Репка вернулась домой с полной торбой: она «напекла пирожков», разбогатела Невидимым. Ольга возвращается к Бурмистрову, когда у нее появилось свое желание: «Оля ушла из института и захотела иметь ребенка».

В жизни Ольги происходят разные события, и в то время, как Бурмистров невидимо богатеет, Ольга постоянно богатеет Невидимым и пробует Неведомое:

«Прошел год. Оля перешла на третий курс Гнесинского института … разучила концерт Моцарта, хорошо сыграла квартетом на институтском конкурсе, прочитала набоковскую „Лолиту“, попробовала анашу и анальный секс»

[Сорокин 2001: 274].
Квартира на Цветном бульваре играет в жизни героини роль закрытого распределителя. Это место, в котором сосредоточено все мыслимое и немыслимое богатство жизни, где можно достать все, откуда можно принести то-не-знаю-что. Логично предположить, что именно отсюда родители приносят детей.
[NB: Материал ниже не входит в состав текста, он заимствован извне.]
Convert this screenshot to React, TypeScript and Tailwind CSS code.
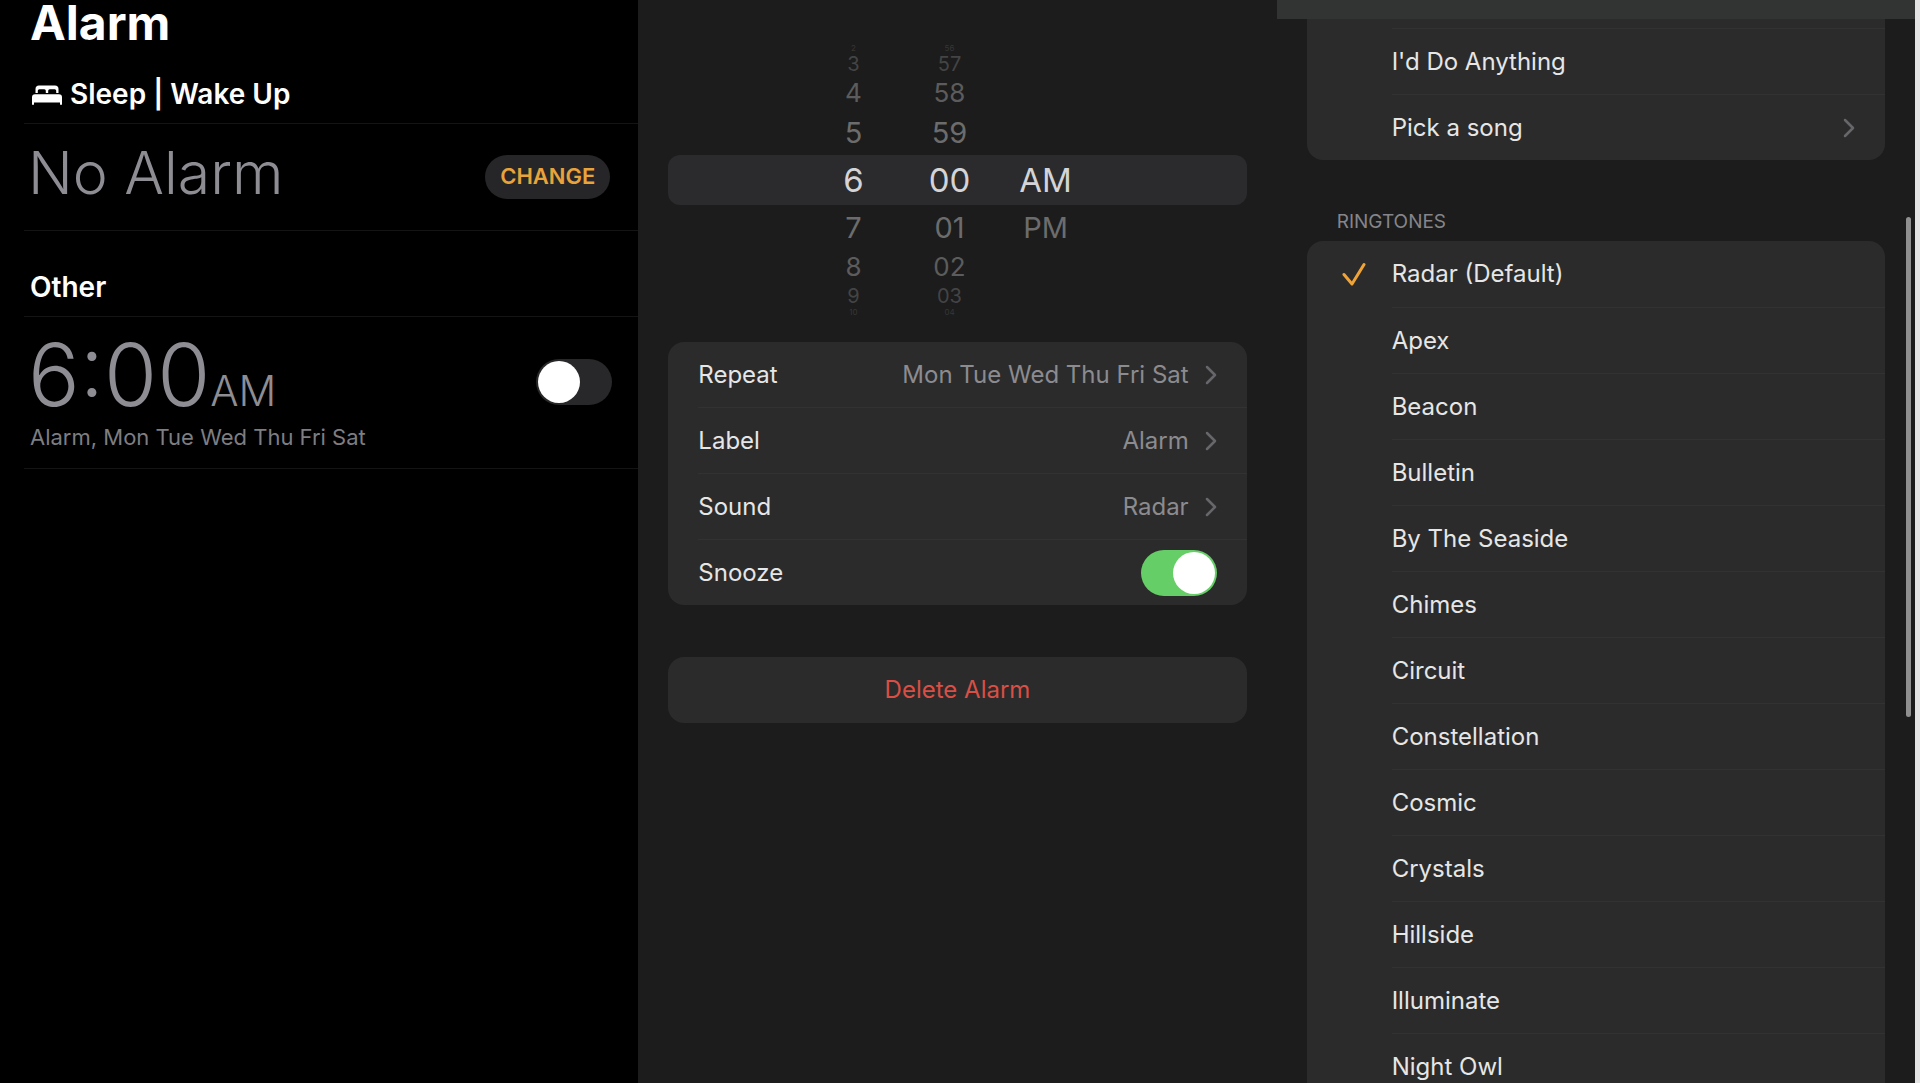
import { useState } from "react";
import type { ReactNode } from "react";

const HOURS = ["2", "3", "4", "5", "6", "7", "8", "9", "10"];
const MINUTES = ["56", "57", "58", "59", "00", "01", "02", "03", "04"];
const PERIODS = ["", "", "", "", "AM", "PM", "", "", ""];

// row styles from the top of the wheel to the bottom
const WHEEL_ROWS = [
  "h-2 text-[8px] leading-2 text-[#363636]",
  "h-6 text-[20px] leading-6 text-[#444444]",
  "h-[34px] text-[26px] leading-[34px] text-[#5c5c5c]",
  "h-[45px] text-[29px] leading-[45px] text-[#6c6c6c]",
  "h-[50px] text-[33px] leading-[50px] text-[#d4d4d6]",
  "h-[45px] text-[29px] leading-[45px] text-[#6c6c6c]",
  "h-[34px] text-[26px] leading-[34px] text-[#5c5c5c]",
  "h-6 text-[20px] leading-6 text-[#444444]",
  "h-2 text-[8px] leading-2 text-[#363636]",
];

const RINGTONES = [
  "Radar (Default)",
  "Apex",
  "Beacon",
  "Bulletin",
  "By The Seaside",
  "Chimes",
  "Circuit",
  "Constellation",
  "Cosmic",
  "Crystals",
  "Hillside",
  "Illuminate",
  "Night Owl",
];

export default function App() {
  return (
    <div className="grid h-screen grid-cols-3 overflow-hidden border-r-[5px] border-[#e4e4e4] bg-[#1c1c1c] font-['Inter',sans-serif] text-2xl text-[#e6e6e6]">
      <AlarmList />
      <EditAlarm />
      <SoundPicker />
    </div>
  );
}

function AlarmList() {
  const [enabled, setEnabled] = useState(false);

  return (
    <section className="bg-black pl-6">
      <h1 className="pl-1.5 text-[48px] leading-[46px] font-bold text-white">Alarm</h1>

      <h2 className="mt-[18px] flex h-[60px] items-center gap-2 border-b border-[#141414] pt-0.5 pl-2 text-[28px] font-semibold text-white">
        <BedIcon />
        Sleep | Wake Up
      </h2>
      <div className="flex h-[107px] items-center justify-between border-b border-[#141414] pr-7 pl-1">
        <p className="pb-2 text-[59px] leading-[70px] font-light text-[#8e8d93]">No Alarm</p>
        <button className="h-11 rounded-full bg-[#262628] px-[15px] text-[22px] font-semibold text-[#e9a33b]">
          CHANGE
        </button>
      </div>

      <h2 className="mt-[26px] flex h-[60px] items-center border-b border-[#141414] pt-0.5 pl-1.5 text-[28px] font-semibold text-white">
        Other
      </h2>
      <div className="flex items-start justify-between border-b border-[#141414] pt-3.5 pr-[26px] pb-[13px] text-[#8e8d93]">
        <div>
          <p className="flex h-[88px] items-baseline pl-1 text-[86px] leading-[88px] font-light">
            6:00<span className="text-[42px] leading-none">AM</span>
          </p>
          <p className="pl-1.5 text-[22px] leading-9 text-[#7d7d82]">Alarm, Mon Tue Wed Thu Fri Sat</p>
        </div>
        <div className="mt-7">
          <Toggle label="Alarm 6:00 AM" checked={enabled} onChange={setEnabled} />
        </div>
      </div>
    </section>
  );
}

function EditAlarm() {
  const [snooze, setSnooze] = useState(true);

  return (
    <section className="px-[30px] pt-11">
      {/* Time wheel */}
      <div className="relative">
        <div className="absolute inset-x-0 top-[111px] h-[50px] rounded-xl bg-[#2b2b2e]" />
        <div className="relative flex justify-center pr-4">
          <Wheel values={HOURS} />
          <Wheel values={MINUTES} />
          <Wheel values={PERIODS} />
        </div>
      </div>

      <div className="mt-[26px] rounded-2xl bg-[#2b2b2b]">
        <SettingRow label="Repeat" value="Mon Tue Wed Thu Fri Sat" />
        <SettingRow label="Label" value="Alarm" />
        <SettingRow label="Sound" value="Radar" />
        <div className="flex h-[65px] items-center justify-between px-[30px]">
          <span>Snooze</span>
          <Toggle label="Snooze" checked={snooze} onChange={setSnooze} />
        </div>
      </div>

      <button className="mt-[52px] h-[66px] w-full rounded-2xl bg-[#2b2b2b] text-[#d94f45]">
        Delete Alarm
      </button>
    </section>
  );
}

function SoundPicker() {
  const [selected, setSelected] = useState("Radar (Default)");

  return (
    <section className="relative px-[30px]">
      {/* Translucent bar and scroll thumb over the list */}
      <div className="absolute inset-x-0 top-0 z-10 h-[19px] bg-[#323434]" />
      <div className="absolute top-[217px] right-1 h-[500px] w-[5px] rounded-full bg-[#8f8f8f]" />

      <div className="rounded-b-2xl bg-[#2b2b2b] pt-7">
        <SoundRow first={false}>I'd Do Anything</SoundRow>
        <SoundRow first={false} chevron>
          Pick a song
        </SoundRow>
      </div>

      <h2 className="mt-11 mb-0.5 pl-[30px] text-[19px] leading-[35px] text-[#85858a]">RINGTONES</h2>
      <div className="rounded-t-2xl bg-[#2b2b2b]">
        {RINGTONES.map((name, i) => (
          <SoundRow
            key={name}
            first={i === 0}
            checked={name === selected}
            onClick={() => setSelected(name)}
          >
            {name}
          </SoundRow>
        ))}
      </div>
    </section>
  );
}

function Wheel({ values }: { values: string[] }) {
  return (
    <ul className="w-24 text-center">
      {values.map((value, i) => (
        <li key={i} className={WHEEL_ROWS[i]}>
          {value}
        </li>
      ))}
    </ul>
  );
}

function SettingRow({ label, value }: { label: string; value: string }) {
  return (
    <div className="pl-[30px]">
      <button className="flex h-[66px] w-full items-center justify-between border-b border-[#323232] pr-[30px]">
        <span>{label}</span>
        <span className="flex items-center gap-4 text-[#8b8b90]">
          {value}
          <ChevronIcon />
        </span>
      </button>
    </div>
  );
}

function SoundRow({
  children,
  first,
  checked = false,
  chevron = false,
  onClick,
}: {
  children: ReactNode;
  first: boolean;
  checked?: boolean;
  chevron?: boolean;
  onClick?: () => void;
}) {
  return (
    <button onClick={onClick} className="flex h-[66px] w-full items-center">
      <span className="w-[85px] shrink-0 pl-[35px]">{checked && <CheckIcon />}</span>
      <span
        className={
          first
            ? "flex h-full flex-1 items-center justify-between pr-[30px]"
            : "flex h-full flex-1 items-center justify-between border-t border-[#323232] pr-[30px]"
        }
      >
        {children}
        {chevron && <ChevronIcon />}
      </span>
    </button>
  );
}

function Toggle({
  label,
  checked,
  onChange,
}: {
  label: string;
  checked: boolean;
  onChange: (value: boolean) => void;
}) {
  return (
    <label className="block cursor-pointer">
      <input
        type="checkbox"
        aria-label={label}
        checked={checked}
        onChange={(e) => onChange(e.target.checked)}
        className="peer sr-only"
      />
      <span className="flex h-[46px] w-[76px] rounded-full bg-[#28282a] p-0.5 peer-checked:justify-end peer-checked:bg-[#65ce66]">
        <span className="size-[42px] rounded-full bg-white" />
      </span>
    </label>
  );
}

function BedIcon() {
  return (
    <svg viewBox="0 0 30 20" className="h-5 w-[30px]" fill="currentColor">
      <path d="M3.500 8V4A3.500 3.500 0 0 1 7 .5h16A3.500 3.500 0 0 1 26.500 4v4h-2.300V5.800a1.500 1.500 0 0 0-1.500-1.500h-5a1.500 1.500 0 0 0-1.500 1.500V8h-2.400V5.800a1.500 1.500 0 0 0-1.500-1.500h-5a1.500 1.500 0 0 0-1.500 1.500V8z" />
      <path d="M3 9.200h24a3 3 0 0 1 3 3V19a1 1 0 0 1-2 0V17.500H2V19a1 1 0 0 1-2 0v-6.800a3 3 0 0 1 3-3z" />
    </svg>
  );
}

function ChevronIcon() {
  return (
    <svg viewBox="0 0 12 20" className="h-5 w-3" fill="none" stroke="#67676b" strokeWidth="2.500" strokeLinecap="round" strokeLinejoin="round">
      <path d="M2 2l8 8-8 8" />
    </svg>
  );
}

function CheckIcon() {
  return (
    <svg viewBox="0 0 24 24" className="size-6" fill="none" stroke="#f0a437" strokeWidth="3" strokeLinecap="round" strokeLinejoin="round">
      <path d="M2 12.500L10 22L22 2.500" />
    </svg>
  );
}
Если присмотреться, можно увидеть, что квартира Бурмистрова — лесная избушка, где накрыт стол. Входя в квартиру, Ольга видит «все тот же стол, сервированный на одного». Бурмистров, вообще говоря, медведь — Barmeister, бурый мишка (ср. замещающие обозначения медведя в славянском фольклоре — барин, воевода, бурмило [Гура 1997: 173]). Но и сказочный медведь — это бурмистр: заведующий хозяйством, косматый лакей, снабженец, официант — фигура одновременно незаметная и незаменимая (вспомним, что невидимый жених Психеи в сказке Апулея — это тоже провайдер питания).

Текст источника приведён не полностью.